Photon Emission Processes Near Superconducting Bodies

by Bo-Sture Skagerstam (Trondheim)

Europe/Stockholm
FA31

FA31

Description

As was already pointed out by E.M. Purcell in 1948, the rate of spontaneous emission of atoms will be modified due to the presence of a dielectric body. Spontaneous emission can be thought of as a physical process, where the emission of a photon is stimulated by vacuum fluctuations. The presence of a medium will change the properties of the vacuum and, hence, also the rate for decay processes. This so called Purcell effect has been one of several central topics in the field of modern experimental cavity quantum electrodynamics.

In current investigations and engineering of nano-scale atom microtraps, this issue is also of fundamental importance since such spontaneous emission processes, due to hyperfine spin-flip transitions, have a direct bearing on the stability of atom chips.

In the present talk, we give a brief introduction to some of these issues in terms of photon emission due to a magnetic spin-flip transition of a two-level atom in the vicinity of a dielectric body like a normal conducting metal or a superconductor.
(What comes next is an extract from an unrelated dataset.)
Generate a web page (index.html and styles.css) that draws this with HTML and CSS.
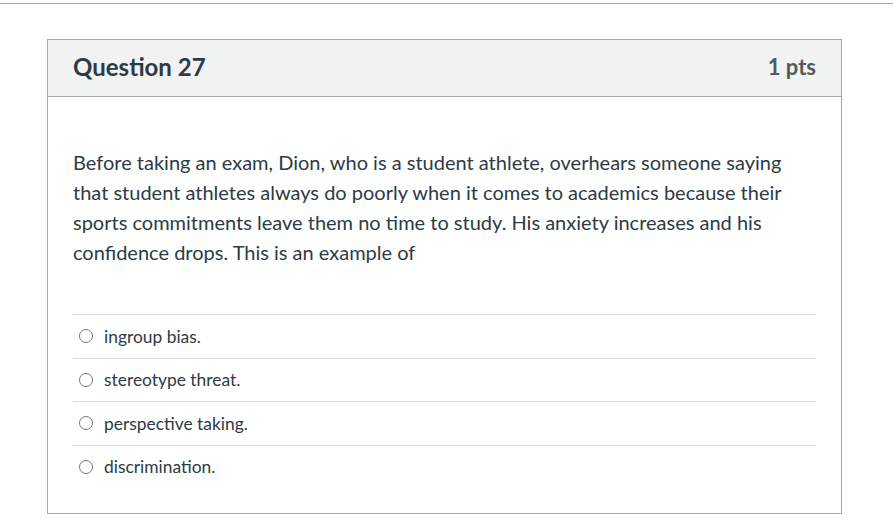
FILE: index.html
```html
<!DOCTYPE html>
<html>
<head>
<meta charset="utf-8">
<link rel="stylesheet" href="styles.css">
</head>
<body>
<div class="topline"></div>
<div class="card">
  <div class="card-header">
    <h2 class="title">Question 27</h2>
    <span class="pts">1 pts</span>
  </div>
  <div class="card-body">
    <p class="question">Before taking an exam, Dion, who is a student athlete, overhears someone saying that student athletes always do poorly when it comes to academics because their sports commitments leave them no time to study. His anxiety increases and his confidence drops. This is an example of</p>
    <div class="answers">
      <label class="answer"><span class="radio"></span><span>ingroup bias.</span></label>
      <label class="answer"><span class="radio"></span><span>stereotype threat.</span></label>
      <label class="answer"><span class="radio"></span><span>perspective taking.</span></label>
      <label class="answer"><span class="radio"></span><span>discrimination.</span></label>
    </div>
  </div>
</div>
</body>
</html>
```

FILE: styles.css
```css
html, body {
  margin: 0;
  padding: 0;
  background: #fff;
  font-family: Lato, "Liberation Sans", sans-serif;
  color: #2d3b45;
}
.topline {
  margin-top: 3px;
  border-top: 1px solid #a8a8a8;
}
.card {
  margin: 35px 0 0 47px;
  width: 793px;
  border: 1px solid #a9a9a9;
}
.card-header {
  height: 56px;
  background: #f1f2f2;
  border-bottom: 1px solid #a9a9a9;
  display: flex;
  align-items: center;
  justify-content: space-between;
  padding: 0 25px;
}
.title {
  margin: 0 0 4px;
  font-size: 24px;
  font-weight: 700;
  color: #2d3b45;
}
.pts {
  margin-bottom: 4px;
  font-size: 22px;
  font-weight: 700;
  color: #555a5e;
}
.card-body {
  padding: 50px 25px 25px;
}
.question {
  margin: 0 0 47px;
  font-size: 20px;
  line-height: 30px;
}
.answers {
  border-top: 1px solid #dcdcdc;
}
.answer {
  display: flex;
  align-items: center;
  height: 42.5px;
  border-bottom: 1px solid #dcdcdc;
  font-size: 17.4px;
  padding-left: 6px;
}
.answer:last-child {
  border-bottom: none;
}
.radio {
  width: 12px;
  height: 12px;
  border: 1.3px solid #73777b;
  border-radius: 50%;
  margin-right: 11px;
  flex: none;
}
```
In the analysis of this physical system one has to address issues like the notion of a photon propagating close to or in a dissipative medium. A simpler but analogues problem is how to quantize a damped harmonic oscillator.

For temperatures below the critical temperature of a superconductor, the corresponding spin-flip lifetime can be boosted by almost twenty orders of magnitude as compared to the case of a normal conducting body! This recent finding of ours has opened up the window for the design of new superconductor based atom chips.